The formation of N-nitrosodimethylamine (NDMA) by the nitrosation of dimethylamine (DMA) is greatly enhanced by the presence of free chlorine (HOCl). The effect of HOCl appears at first to be contrary because HOCl rapidly oxidizes nitrite and hence should reduce NDMA formation from a mechanism involving classical nitrosation. The enhanced nitrosation by the presence of HOCl is, however, consistent with a mechanism that involves the formation of a highly reactive nitrosating intermediate such as dinitrogen tetroxide (N2O4) formed during the oxidation of nitrite to nitrate. This mechanism is quite unlike another recently proposed NDMA formation pathway involving the rate-limiting oxidation of DMA directly by monochloramine. NDMA formation by the proposed HOCl-enhanced nitrosation pathway is inhibited by the presence of ammonia and occurs very quickly, only during the short period during which nitrite oxidation occurs.
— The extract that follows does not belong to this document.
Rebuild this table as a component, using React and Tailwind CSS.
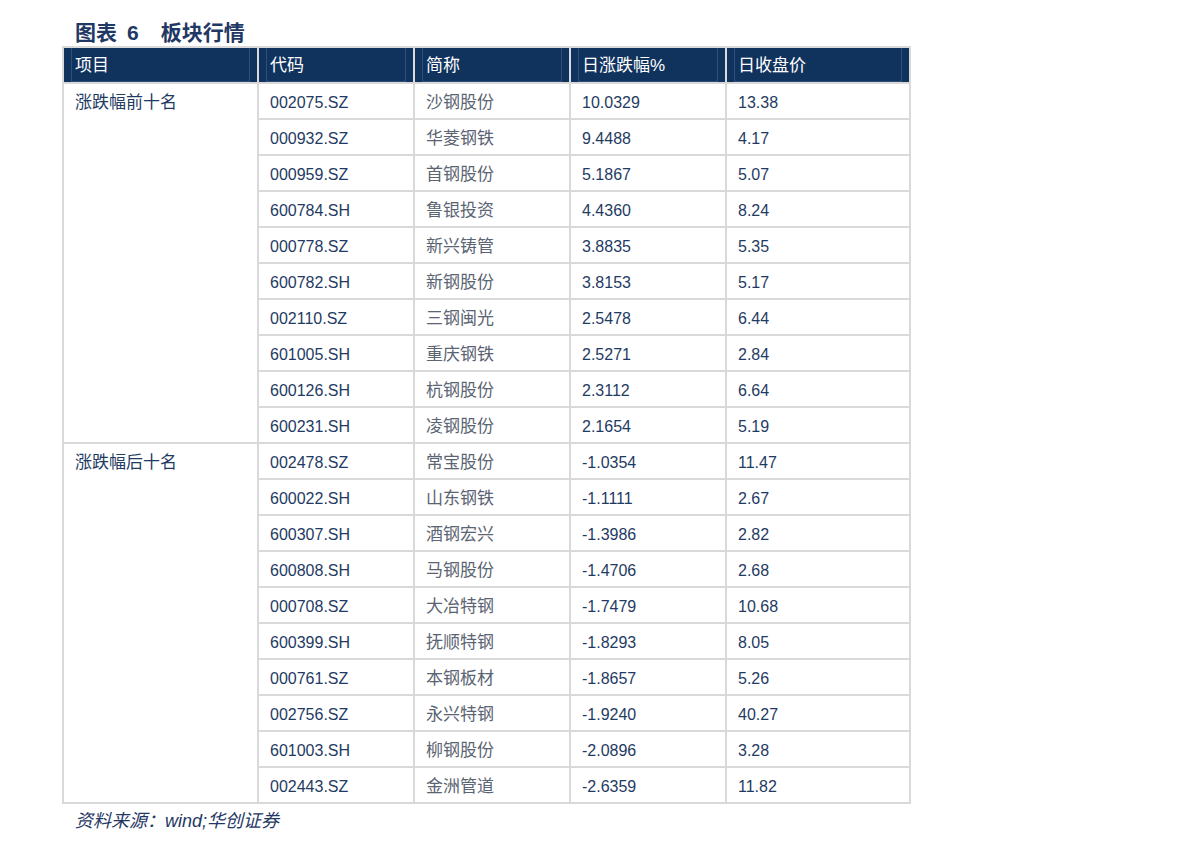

The general importance of this NDMA formation mechanism in actual drinking water appears to be limited by the amount of DMA and nitrite typically present. The mechanism described here, however, suggests the potential involvement of other nitrogen redox reactions that may produce reactive intermediates leading to the indirect and incidental formation of NDMA in the presence of appropriate organic nitrogen precursor.